DATASET SECTION -
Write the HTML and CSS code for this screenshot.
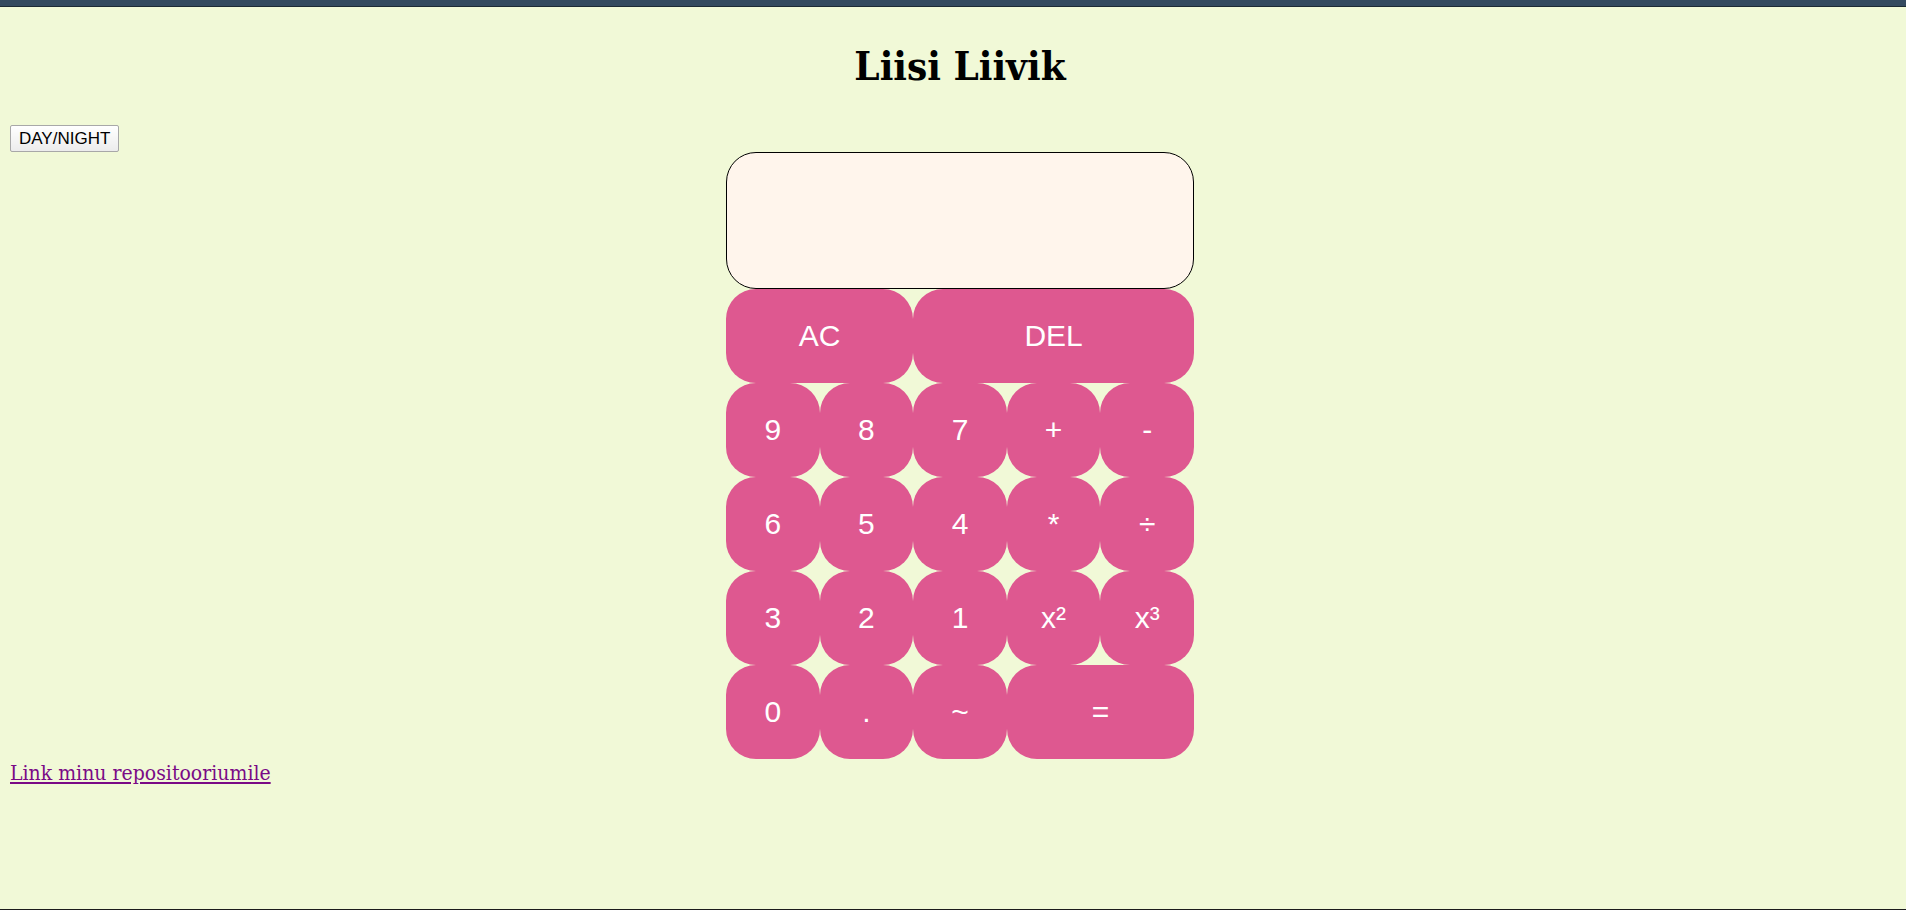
FILE: index.html
```html
<!DOCTYPE html>
<html lang="et">
<head>
<meta charset="utf-8">
<title>Liisi Liivik</title>
<link rel="stylesheet" href="styles.css">
</head>
<body>
<div class="chrome"></div>
<main class="page">
  <h1 class="title">Liisi Liivik</h1>
  <button class="mode" type="button">DAY/NIGHT</button>
  <div class="calc">
    <div class="screen"></div>
    <div class="keys">
      <button class="key span2" type="button">AC</button>
      <button class="key span3" type="button">DEL</button>
      <button class="key" type="button">9</button>
      <button class="key" type="button">8</button>
      <button class="key" type="button">7</button>
      <button class="key" type="button">+</button>
      <button class="key" type="button">-</button>
      <button class="key" type="button">6</button>
      <button class="key" type="button">5</button>
      <button class="key" type="button">4</button>
      <button class="key" type="button">*</button>
      <button class="key" type="button">÷</button>
      <button class="key" type="button">3</button>
      <button class="key" type="button">2</button>
      <button class="key" type="button">1</button>
      <button class="key" type="button">x²</button>
      <button class="key" type="button">x³</button>
      <button class="key" type="button">0</button>
      <button class="key" type="button">.</button>
      <button class="key" type="button">~</button>
      <button class="key span2" type="button">=</button>
    </div>
  </div>
  <a class="repo" href="#">Link minu repositooriumile</a>
</main>
</body>
</html>
```
FILE: styles.css
```css
html, body {
  margin: 0;
  padding: 0;
}

body {
  min-height: 100vh;
  box-sizing: border-box;
  background: #f1f9d7;
  border-bottom: 1px solid #1c1c1c;
  font-family: "DejaVu Serif", serif;
}

.chrome {
  height: 6px;
  background: #344a5f;
  border-bottom: 1px solid #1c2a34;
}

.page {
  padding: 0 10px;
}

.title {
  margin: 35px 0 36px;
  padding-left: 14px;
  text-align: center;
  font-family: "DejaVu Serif Condensed", "DejaVu Serif", serif;
  font-stretch: condensed;
  font-size: 40px;
  line-height: 47px;
  font-weight: bold;
  color: #000;
}

.mode {
  display: block;
  height: 27px;
  margin: 0;
  padding: 0 8px;
  font-family: "Liberation Sans", Arial, sans-serif;
  font-size: 17px;
  color: #000;
  background: linear-gradient(#ffffff, #ececec);
  border: 1px solid #a8a8a8;
  border-radius: 2px;
}

.calc {
  width: 468px;
  margin-left: calc(50% - 227px);
}

.screen {
  height: 137px;
  box-sizing: border-box;
  background: #fff5ec;
  border: 1px solid #000;
  border-radius: 30px;
}

.keys {
  display: grid;
  grid-template-columns: repeat(5, 1fr);
  grid-auto-rows: 94px;
}

.key {
  margin: 0;
  padding: 0;
  border: none;
  border-radius: 30px;
  background: #de5890;
  color: #fff;
  font-family: "Liberation Sans", Arial, sans-serif;
  font-size: 30px;
  line-height: 1;
}

.span2 {
  grid-column: span 2;
}

.span3 {
  grid-column: span 3;
}

.repo {
  display: block;
  width: max-content;
  margin-top: 2px;
  font-family: "DejaVu Serif Condensed", "DejaVu Serif", serif;
  font-stretch: condensed;
  font-size: 21px;
  line-height: 24px;
  color: #7a0a86;
  text-decoration: underline;
}
```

WHAT YOU WILL DO - Transcribe all of the material exactly, leaving out whatever pictures it contains.

THE REPLY -
Write the HTML and CSS code for this screenshot.
FILE: index.html
```html
<!DOCTYPE html>
<html lang="et">
<head>
<meta charset="utf-8">
<title>Liisi Liivik</title>
<link rel="stylesheet" href="styles.css">
</head>
<body>
<div class="chrome"></div>
<main class="page">
  <h1 class="title">Liisi Liivik</h1>
  <button class="mode" type="button">DAY/NIGHT</button>
  <div class="calc">
    <div class="screen"></div>
    <div class="keys">
      <button class="key span2" type="button">AC</button>
      <button class="key span3" type="button">DEL</button>
      <button class="key" type="button">9</button>
      <button class="key" type="button">8</button>
      <button class="key" type="button">7</button>
      <button class="key" type="button">+</button>
      <button class="key" type="button">-</button>
      <button class="key" type="button">6</button>
      <button class="key" type="button">5</button>
      <button class="key" type="button">4</button>
      <button class="key" type="button">*</button>
      <button class="key" type="button">÷</button>
      <button class="key" type="button">3</button>
      <button class="key" type="button">2</button>
      <button class="key" type="button">1</button>
      <button class="key" type="button">x²</button>
      <button class="key" type="button">x³</button>
      <button class="key" type="button">0</button>
      <button class="key" type="button">.</button>
      <button class="key" type="button">~</button>
      <button class="key span2" type="button">=</button>
    </div>
  </div>
  <a class="repo" href="#">Link minu repositooriumile</a>
</main>
</body>
</html>
```
FILE: styles.css
```css
html, body {
  margin: 0;
  padding: 0;
}

body {
  min-height: 100vh;
  box-sizing: border-box;
  background: #f1f9d7;
  border-bottom: 1px solid #1c1c1c;
  font-family: "DejaVu Serif", serif;
}

.chrome {
  height: 6px;
  background: #344a5f;
  border-bottom: 1px solid #1c2a34;
}

.page {
  padding: 0 10px;
}

.title {
  margin: 35px 0 36px;
  padding-left: 14px;
  text-align: center;
  font-family: "DejaVu Serif Condensed", "DejaVu Serif", serif;
  font-stretch: condensed;
  font-size: 40px;
  line-height: 47px;
  font-weight: bold;
  color: #000;
}

.mode {
  display: block;
  height: 27px;
  margin: 0;
  padding: 0 8px;
  font-family: "Liberation Sans", Arial, sans-serif;
  font-size: 17px;
  color: #000;
  background: linear-gradient(#ffffff, #ececec);
  border: 1px solid #a8a8a8;
  border-radius: 2px;
}

.calc {
  width: 468px;
  margin-left: calc(50% - 227px);
}

.screen {
  height: 137px;
  box-sizing: border-box;
  background: #fff5ec;
  border: 1px solid #000;
  border-radius: 30px;
}

.keys {
  display: grid;
  grid-template-columns: repeat(5, 1fr);
  grid-auto-rows: 94px;
}

.key {
  margin: 0;
  padding: 0;
  border: none;
  border-radius: 30px;
  background: #de5890;
  color: #fff;
  font-family: "Liberation Sans", Arial, sans-serif;
  font-size: 30px;
  line-height: 1;
}

.span2 {
  grid-column: span 2;
}

.span3 {
  grid-column: span 3;
}

.repo {
  display: block;
  width: max-content;
  margin-top: 2px;
  font-family: "DejaVu Serif Condensed", "DejaVu Serif", serif;
  font-stretch: condensed;
  font-size: 21px;
  line-height: 24px;
  color: #7a0a86;
  text-decoration: underline;
}
```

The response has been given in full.